With lots of help from JR East, NFC-F was added to the ISO/IEC 10373-6 and GSMA/GCF (Global Certification Forum) TS. 26, TS. 27 specifications. From April 2017 GCF certification for all NFC mobile devices requires NFC-A, NFC-B and NFC-F support.
It is this later development, and especially the fruit of that development, Apple Pay Suica, that I believe is unacceptable to VISA and by extension EMVCo. VISA cooperates with Apple Pay in other countries because it promotes EMV, VISA refuses to cooperate with Apple Pay in Japan because it promotes FeliCa. Instead of promoting bank card use and new services VISA is promoting technology.
I have long suspected that VISA simply does not want anything to do with Apple’s support of the Global NFC standard put in place by the NFC Forum and GSMA/GCF in 2017. It’s not only Apple…VISA refuses to support dual mode (EMV/FeliCa) Docomo iD/NFC for Android Osaifu Keitai users abroad which Mastercard, American Express and JCB do. VISA simply wants to bide time until NFC Pay/EMV contactless support in Japan is everywhere and then simply ignore FeliCa (NFC-F) all together…
Unfortunately this strategy has only accomplished one thing: it provided an opening for QR Code payment system players…
Why Visa refuses to join Apple Pay Japan
My argument is simple. The VISA and EMVCo mindset is stuck in the one size fits all single mode plastic card era. This is easy to understand as the plastic card issuing business is a very lucrative one.
But like all things there is a downside: instead of embracing the full promise of global NFC digital wallets that can match the best NFC technology for the job with multiple mode cards that do everything and ‘just work’ everywhere, we have the contactless payment turf wars which are really just plastic era fighting moved to a digital arena.

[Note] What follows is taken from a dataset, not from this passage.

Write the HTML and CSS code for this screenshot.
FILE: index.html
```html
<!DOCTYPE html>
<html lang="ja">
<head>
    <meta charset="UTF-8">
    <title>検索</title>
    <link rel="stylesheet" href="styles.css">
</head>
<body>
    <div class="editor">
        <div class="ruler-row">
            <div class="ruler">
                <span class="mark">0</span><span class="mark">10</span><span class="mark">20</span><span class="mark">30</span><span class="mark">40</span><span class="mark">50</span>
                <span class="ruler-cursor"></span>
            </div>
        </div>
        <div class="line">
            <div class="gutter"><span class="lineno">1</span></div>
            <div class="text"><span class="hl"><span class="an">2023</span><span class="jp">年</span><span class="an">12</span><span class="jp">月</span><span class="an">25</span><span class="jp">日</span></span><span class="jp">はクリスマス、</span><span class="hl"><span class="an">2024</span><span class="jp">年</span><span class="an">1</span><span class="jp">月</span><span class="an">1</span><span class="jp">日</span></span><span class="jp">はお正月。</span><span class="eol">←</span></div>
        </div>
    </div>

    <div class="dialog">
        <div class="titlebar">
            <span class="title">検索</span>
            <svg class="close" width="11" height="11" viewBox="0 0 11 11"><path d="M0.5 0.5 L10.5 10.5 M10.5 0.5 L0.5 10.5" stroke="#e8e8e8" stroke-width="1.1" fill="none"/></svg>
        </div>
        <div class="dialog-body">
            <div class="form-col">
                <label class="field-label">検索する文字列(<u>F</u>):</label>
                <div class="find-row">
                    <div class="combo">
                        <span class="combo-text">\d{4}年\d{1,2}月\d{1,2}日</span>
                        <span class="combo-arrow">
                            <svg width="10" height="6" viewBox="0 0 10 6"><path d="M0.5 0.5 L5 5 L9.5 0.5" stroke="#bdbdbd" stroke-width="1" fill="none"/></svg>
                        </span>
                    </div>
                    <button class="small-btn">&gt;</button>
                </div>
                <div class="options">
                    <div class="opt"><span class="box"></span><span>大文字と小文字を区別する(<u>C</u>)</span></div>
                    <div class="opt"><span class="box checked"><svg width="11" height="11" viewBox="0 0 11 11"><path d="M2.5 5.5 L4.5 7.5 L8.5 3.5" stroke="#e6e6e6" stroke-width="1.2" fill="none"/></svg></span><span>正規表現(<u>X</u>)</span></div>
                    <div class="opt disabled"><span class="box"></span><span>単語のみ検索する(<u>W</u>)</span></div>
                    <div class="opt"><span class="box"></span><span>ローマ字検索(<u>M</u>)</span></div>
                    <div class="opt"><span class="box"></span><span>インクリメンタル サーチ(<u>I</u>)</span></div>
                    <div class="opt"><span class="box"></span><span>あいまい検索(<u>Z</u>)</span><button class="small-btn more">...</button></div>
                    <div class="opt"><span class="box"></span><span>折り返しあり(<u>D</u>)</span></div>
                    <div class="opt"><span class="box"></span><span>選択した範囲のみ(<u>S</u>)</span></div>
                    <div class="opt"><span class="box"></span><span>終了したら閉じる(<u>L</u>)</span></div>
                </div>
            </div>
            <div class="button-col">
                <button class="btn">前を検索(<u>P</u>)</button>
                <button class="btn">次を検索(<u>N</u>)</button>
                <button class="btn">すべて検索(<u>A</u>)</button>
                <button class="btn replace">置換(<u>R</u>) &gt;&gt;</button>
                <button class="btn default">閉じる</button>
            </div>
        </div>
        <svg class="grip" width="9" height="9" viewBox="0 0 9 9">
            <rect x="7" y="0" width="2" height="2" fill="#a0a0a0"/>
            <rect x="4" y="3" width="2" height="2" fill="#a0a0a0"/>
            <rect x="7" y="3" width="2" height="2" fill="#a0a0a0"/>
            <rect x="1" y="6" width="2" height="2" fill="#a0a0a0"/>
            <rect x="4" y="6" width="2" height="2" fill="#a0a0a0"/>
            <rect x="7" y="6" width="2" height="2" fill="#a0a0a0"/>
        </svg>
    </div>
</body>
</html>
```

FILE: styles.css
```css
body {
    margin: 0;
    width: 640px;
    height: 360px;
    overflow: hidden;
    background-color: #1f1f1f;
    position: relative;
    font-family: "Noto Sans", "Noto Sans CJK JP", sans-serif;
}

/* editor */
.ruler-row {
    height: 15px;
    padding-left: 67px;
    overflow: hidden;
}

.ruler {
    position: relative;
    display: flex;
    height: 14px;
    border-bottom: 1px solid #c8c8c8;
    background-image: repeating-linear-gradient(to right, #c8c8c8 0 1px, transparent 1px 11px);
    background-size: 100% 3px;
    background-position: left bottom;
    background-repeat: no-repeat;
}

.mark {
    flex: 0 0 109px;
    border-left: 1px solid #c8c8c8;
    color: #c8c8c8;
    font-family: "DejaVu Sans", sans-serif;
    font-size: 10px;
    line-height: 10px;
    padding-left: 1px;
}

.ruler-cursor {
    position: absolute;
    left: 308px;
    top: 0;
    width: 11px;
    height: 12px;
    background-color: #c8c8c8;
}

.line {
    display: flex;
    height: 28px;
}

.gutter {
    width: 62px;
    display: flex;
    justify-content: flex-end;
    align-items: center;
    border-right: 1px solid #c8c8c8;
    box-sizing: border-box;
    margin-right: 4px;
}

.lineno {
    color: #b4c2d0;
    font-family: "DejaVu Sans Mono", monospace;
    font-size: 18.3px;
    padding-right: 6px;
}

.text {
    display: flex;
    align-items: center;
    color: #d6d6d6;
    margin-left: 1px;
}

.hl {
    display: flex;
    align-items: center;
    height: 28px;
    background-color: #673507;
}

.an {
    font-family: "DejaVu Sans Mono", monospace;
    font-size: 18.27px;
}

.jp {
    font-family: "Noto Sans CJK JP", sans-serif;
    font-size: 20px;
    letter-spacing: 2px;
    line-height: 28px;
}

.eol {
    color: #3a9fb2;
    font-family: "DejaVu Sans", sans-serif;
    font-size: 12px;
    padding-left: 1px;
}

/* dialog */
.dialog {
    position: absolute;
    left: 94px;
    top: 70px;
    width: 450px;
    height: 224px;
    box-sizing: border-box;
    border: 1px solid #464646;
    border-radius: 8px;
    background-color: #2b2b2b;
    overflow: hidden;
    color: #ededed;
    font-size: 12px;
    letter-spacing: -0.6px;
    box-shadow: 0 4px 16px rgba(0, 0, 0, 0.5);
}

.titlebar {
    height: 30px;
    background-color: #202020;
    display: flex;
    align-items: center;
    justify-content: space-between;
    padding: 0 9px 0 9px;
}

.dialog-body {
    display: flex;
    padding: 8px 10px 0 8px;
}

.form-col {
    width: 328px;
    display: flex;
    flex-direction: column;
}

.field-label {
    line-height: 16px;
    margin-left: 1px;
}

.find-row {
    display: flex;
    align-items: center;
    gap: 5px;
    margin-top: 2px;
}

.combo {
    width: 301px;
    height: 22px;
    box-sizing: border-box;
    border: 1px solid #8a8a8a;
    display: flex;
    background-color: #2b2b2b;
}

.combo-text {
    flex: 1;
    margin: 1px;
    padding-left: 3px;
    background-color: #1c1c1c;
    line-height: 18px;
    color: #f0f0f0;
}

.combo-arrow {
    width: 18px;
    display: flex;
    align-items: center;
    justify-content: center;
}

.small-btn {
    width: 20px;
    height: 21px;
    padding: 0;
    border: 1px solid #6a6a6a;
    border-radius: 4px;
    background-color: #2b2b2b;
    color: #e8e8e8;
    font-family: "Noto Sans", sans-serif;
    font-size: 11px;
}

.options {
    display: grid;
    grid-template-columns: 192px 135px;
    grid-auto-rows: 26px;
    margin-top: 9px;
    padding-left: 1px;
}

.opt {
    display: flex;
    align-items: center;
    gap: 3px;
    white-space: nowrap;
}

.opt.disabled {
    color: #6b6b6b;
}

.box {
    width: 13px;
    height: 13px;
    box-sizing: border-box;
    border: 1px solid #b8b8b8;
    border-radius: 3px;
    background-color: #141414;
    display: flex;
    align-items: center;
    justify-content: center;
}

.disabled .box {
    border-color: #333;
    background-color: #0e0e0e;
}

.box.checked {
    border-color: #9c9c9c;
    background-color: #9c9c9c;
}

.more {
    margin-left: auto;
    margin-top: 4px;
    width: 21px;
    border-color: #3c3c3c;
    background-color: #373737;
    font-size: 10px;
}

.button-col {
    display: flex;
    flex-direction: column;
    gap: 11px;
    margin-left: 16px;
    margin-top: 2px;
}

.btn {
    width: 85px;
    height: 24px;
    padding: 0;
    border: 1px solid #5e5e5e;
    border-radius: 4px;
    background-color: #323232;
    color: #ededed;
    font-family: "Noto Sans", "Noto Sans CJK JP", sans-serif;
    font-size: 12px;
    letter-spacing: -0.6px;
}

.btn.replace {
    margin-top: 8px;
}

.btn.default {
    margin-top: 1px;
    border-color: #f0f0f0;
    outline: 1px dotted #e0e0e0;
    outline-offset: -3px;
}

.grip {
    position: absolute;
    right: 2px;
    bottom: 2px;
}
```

Instead of pursuing the advantages of digital wallets that merge the best of native transit cards on the front end with the best of bank cards on the back end, where they perfectly complement each other, we have bank cards fighting to be everything, which they are not and will never be. This is why Apple markets Apple Card as ‘a new kind of credit card, created by Apple, not a bank.’ It’s the reason why Apple Card is Mastercard brand, not VISA.

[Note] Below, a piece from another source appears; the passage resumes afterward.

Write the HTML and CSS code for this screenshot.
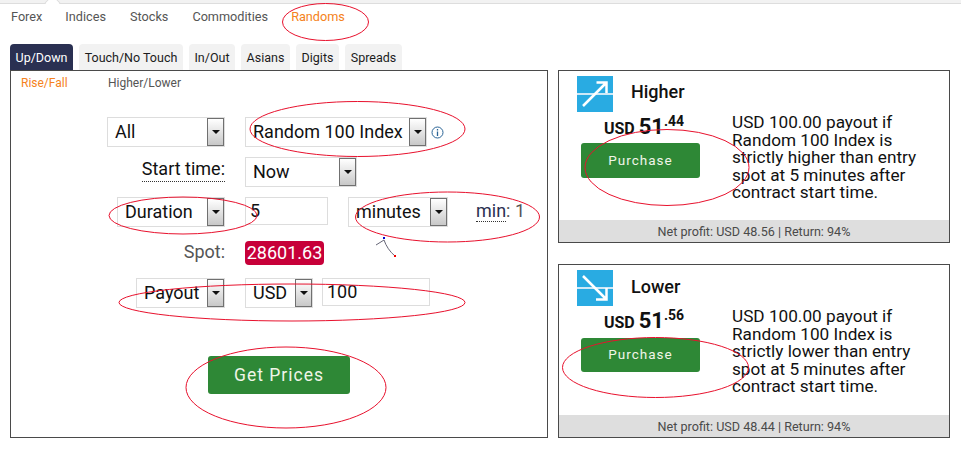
FILE: index.html
```html
<!DOCTYPE html>
<html lang="en">
<head>
<meta charset="utf-8">
<title>Trade</title>
<link rel="stylesheet" href="styles.css">
</head>
<body>
<div class="topline"><i class="notch"></i></div>
<nav class="markets">
  <a class="market">Forex</a>
  <a class="market">Indices</a>
  <a class="market nudge">Stocks</a>
  <a class="market nudge">Commodities</a>
  <a class="market active">Randoms</a>
</nav>
<div class="tabs">
  <div class="tab current t63">Up/Down</div>
  <div class="tab t104">Touch/No Touch</div>
  <div class="tab t46">In/Out</div>
  <div class="tab t49">Asians</div>
  <div class="tab t43">Digits</div>
  <div class="tab t57">Spreads</div>
</div>
<main class="trade">
  <section class="panel">
    <div class="subtabs">
      <span class="subtab active">Rise/Fall</span>
      <span class="subtab">Higher/Lower</span>
    </div>
    <form class="form">
      <div class="cell-l"><div class="sel w118">All<i class="arrow"></i></div></div>
      <div class="cell-r">
        <div class="sel w182">Random 100 Index<i class="arrow"></i></div>
        <svg class="info" width="13" height="13" viewBox="0 0 13 13"><circle cx="6.5" cy="6.5" r="5.5" fill="none" stroke="#2a6496"/><path d="M6.5 3v1.4M6.5 5.6V10" stroke="#2a6496" stroke-width="1.3" fill="none"/></svg>
      </div>

      <div class="cell-l"><span class="lbl dotted">Start time:</span></div>
      <div class="cell-r"><div class="sel w112">Now<i class="arrow"></i></div></div>

      <div class="cell-l"><div class="sel w108">Duration<i class="arrow"></i></div></div>
      <div class="cell-r">
        <div class="inp w83">5</div>
        <div class="sel w100 ml20">minutes<i class="arrow"></i></div>
        <span class="minval"><span class="dotted">min</span>: 1</span>
      </div>

      <div class="cell-l row-spot"><span class="lbl grey">Spot:</span></div>
      <div class="cell-r row-spot"><span class="spot">28601.63</span></div>

      <div class="cell-l"><div class="sel w89">Payout<i class="arrow"></i></div></div>
      <div class="cell-r">
        <div class="sel w68">USD<i class="arrow"></i></div>
        <div class="inp w108 ml9">100</div>
      </div>
    </form>
    <div class="getwrap"><button type="button" class="btn get">Get Prices</button></div>
  </section>
  <div class="cards">
    <article class="card">
      <header class="card-head">
        <svg class="ct-icon" width="36" height="36" viewBox="0 0 36 36"><rect width="36" height="36" fill="#29abe2"/><rect y="17" width="36" height="2" fill="#cfe9f7"/><path d="M6 30L29 7M19.500 6.500H29.500V17" fill="none" stroke="#fff" stroke-width="2.500"/></svg>
        <h2 class="card-title">Higher</h2>
      </header>
      <div class="card-main">
        <div class="buy">
          <div class="price"><span class="cur">USD</span> <span class="big">51</span><sup class="dec">.44</sup></div>
          <button type="button" class="btn purchase">Purchase</button>
        </div>
        <p class="desc">USD 100.00 payout if Random 100 Index is strictly higher than entry spot at 5 minutes after contract start time.</p>
      </div>
      <footer class="card-foot">Net profit: USD 48.56 | Return: 94%</footer>
    </article>
    <article class="card">
      <header class="card-head">
        <svg class="ct-icon" width="36" height="36" viewBox="0 0 36 36"><rect width="36" height="36" fill="#29abe2"/><rect y="17" width="36" height="2" fill="#cfe9f7"/><path d="M6 6L29 29M29.500 18V29.500H19" fill="none" stroke="#fff" stroke-width="2.500"/></svg>
        <h2 class="card-title">Lower</h2>
      </header>
      <div class="card-main">
        <div class="buy">
          <div class="price"><span class="cur">USD</span> <span class="big">51</span><sup class="dec">.56</sup></div>
          <button type="button" class="btn purchase">Purchase</button>
        </div>
        <p class="desc">USD 100.00 payout if Random 100 Index is strictly lower than entry spot at 5 minutes after contract start time.</p>
      </div>
      <footer class="card-foot">Net profit: USD 48.44 | Return: 94%</footer>
    </article>
  </div>
</main>
<svg class="marks" width="961" height="450" viewBox="0 0 961 450">
  <g fill="none" stroke="#e8112d" stroke-width="1">
    <ellipse cx="325.500" cy="22" rx="43" ry="18.500"/>
    <ellipse cx="357.500" cy="129" rx="107.500" ry="27.500"/>
    <ellipse cx="183" cy="215.500" rx="74" ry="18.500"/>
    <ellipse cx="447.500" cy="217" rx="92" ry="25"/>
    <ellipse cx="292" cy="302.500" rx="173" ry="18.500"/>
    <ellipse cx="286" cy="387.500" rx="100" ry="40.500"/>
    <ellipse cx="667" cy="167.500" rx="82" ry="38"/>
    <ellipse cx="655.500" cy="367.500" rx="93" ry="30"/>
  </g>
  <path d="M376 245L384 240C386 246 390 252 395 256" fill="none" stroke="#667" stroke-width="1"/>
  <rect x="383" y="237" width="2" height="2" fill="#00c"/>
  <rect x="394" y="255" width="2" height="2" fill="#e00"/>
</svg>
</body>
</html>
```

FILE: styles.css
```css
* { box-sizing: border-box; }
html, body { margin: 0; padding: 0; }
body {
  width: 961px;
  height: 450px;
  overflow: hidden;
  background: #fff;
  color: #111;
  font-family: Roboto, "Liberation Sans", sans-serif;
  position: relative;
}
.topline { position: relative; height: 4px; background: #f2f2f2; border-bottom: 1px solid #ddd; }
.notch {
  position: absolute;
  left: 47px;
  top: -3px;
  width: 11px;
  height: 11px;
  background: #fff;
  border-left: 1px solid #ddd;
  border-top: 1px solid #ddd;
  transform: rotate(45deg);
}

.markets { display: flex; gap: 23px; height: 40px; padding: 6px 0 0 11px; font-size: 12.700px; line-height: 13px; color: #555; position: relative; }
.market { display: block; }
.nudge { margin-left: 1px; }
.active { color: #f58220; }

.tabs { display: flex; gap: 6px; padding-left: 10px; height: 26px; }
.tab {
  background: #f2f2f2;
  border-radius: 4px 4px 0 0;
  font-size: 12.500px;
  line-height: 27px;
  color: #1c1c1c;
  text-align: center;
  white-space: nowrap;
}
.t63 { width: 63px; }
.t104 { width: 104px; }
.t46 { width: 46px; }
.t49 { width: 49px; }
.t43 { width: 43px; }
.t57 { width: 57px; }
.tab.current { background: #2a3052; color: #fff; }

.trade { display: flex; gap: 10px; padding-left: 10px; }
.panel { width: 538px; height: 368px; border: 1px solid #4a4a4a; }
.subtabs { display: flex; padding: 5px 0 0 10px; font-size: 12px; line-height: 14px; color: #555; height: 46px; }
.subtab { width: 87px; }

.form { display: grid; grid-template-columns: 214px 1fr; column-gap: 20px; }
.cell-l { display: flex; justify-content: flex-end; align-items: flex-start; height: 40px; }
.cell-r { display: flex; align-items: flex-start; height: 40px; }
.row-spot { height: 41px; }

.sel, .inp {
  border: 1px solid #ddd;
  font-size: 18px;
  color: #111;
  background: #fff;
}
.sel {
  position: relative;
  height: 30px;
  line-height: 28px;
  padding-left: 7px;
}
.inp { height: 28px; line-height: 26px; padding-left: 4px; }
.arrow {
  position: absolute;
  top: 0;
  right: 0;
  width: 17px;
  height: 28px;
  border: 1px solid #707070;
  background: linear-gradient(#fff, #c8c8c8);
}
.arrow::after {
  content: "";
  position: absolute;
  left: 4px;
  top: 11px;
  border: 4px solid transparent;
  border-top: 4px solid #111;
  border-bottom: 0;
}
.w118 { width: 118px; }
.w182 { width: 182px; }
.w112 { width: 112px; }
.w108 { width: 108px; }
.w100 { width: 100px; }
.w89 { width: 89px; }
.w68 { width: 68px; }
.w83 { width: 83px; }
.ml20 { margin-left: 20px; }
.ml9 { margin-left: 9px; }

.info { margin: 9px 0 0 4px; }
.lbl { font-size: 18px; line-height: 24px; margin-top: 1px; }
.grey { color: #555; margin-top: 3px; }
.dotted { border-bottom: 1px dotted #333; }
.cell-l .dotted { line-height: 22px; height: 24px; }
.minval { margin: 3px 0 0 28px; font-size: 18px; line-height: 22px; color: #555; }
.minval .dotted { color: #2a3052; }
.spot {
  display: block;
  margin-top: 4px;
  width: 79px;
  height: 24px;
  background: #c70039;
  border-radius: 4px;
  color: #fff;
  font-size: 18px;
  line-height: 24px;
  text-align: center;
}

.btn {
  display: block;
  border: 0;
  background: #2e8836;
  color: #f0f5e8;
  font-family: inherit;
  border-radius: 3px;
  padding: 0;
}
.getwrap { padding: 38px 0 0 197px; }
.get { width: 142px; height: 38px; font-size: 17.500px; letter-spacing: 1px; }

.cards { display: flex; flex-direction: column; gap: 21px; }
.card { width: 392px; height: 173px; border: 1px solid #4a4a4a; display: flex; flex-direction: column; }
.card + .card { height: 174px; }
.card-head { display: flex; align-items: center; gap: 18px; padding: 5px 0 0 18px; height: 41px; }
.ct-icon { display: block; flex: none; }
.card-title { margin: 0 0 4px; font-size: 18px; font-weight: 500; color: #111; }
.card:first-child .card-title { margin-bottom: 6px; }
.card-main { display: flex; flex: 1; }
.buy { width: 173px; padding-left: 22px; }
.price { width: 119px; height: 31px; padding-left: 7px; text-align: center; white-space: nowrap; font-weight: 700; line-height: 30px; }
.cur { font-size: 16px; }
.big { font-size: 22px; font-weight: 700; }
.dec { font-size: 14px; line-height: 0; vertical-align: 8px; }
.purchase { width: 119px; height: 35px; padding-bottom: 2px; font-size: 13.500px; letter-spacing: 1px; }
.card + .card .purchase { height: 34px; margin-top: 1px; }
.desc { margin: 2px 0 0; width: 190px; font-size: 17.200px; line-height: 17.500px; color: #111; }
.card-foot {
  height: 22px;
  background: #dedede;
  color: #4a4a4a;
  font-size: 12.600px;
  line-height: 23px;
  text-align: center;
}

.marks { position: absolute; left: 0; top: 0; pointer-events: none; }
```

In Japan specifically we have VISA refusing to join Apple Pay Japan and for the most part Google Pay, and VISA Japan key player Sumitomo Mitsui fighting on and off with Mobile FeliCa key player Docomo. And the result? None of this nonsense helped strengthen VISA Japan’s market position one bit. On the other hand VISA’s arrogance pulled all the other card companies down with it and provided a huge opening for the Japanese QR Code players like PayPay.
When I wrote Why Visa refuses to join Apple Pay Japan the frenzy of Japanese QR Code payments was just getting underway. Over a year later I think this conclusion is stronger than ever and the only one that explains the reality of the current market. VISA may like to think that the Tokyo Olympics is the last great opportunity to finally kill FeliCa. That’s not going to happen.
Only by setting aside the past and embracing the multimode digital future with forward looking cooperation, can VISA (and by extension EMVCo) help bring order to the payments chaos of the Japanese market. Only cooperation can deliver the promise of cashless payments to Japan, and strengthen the long term market opportunities for all players.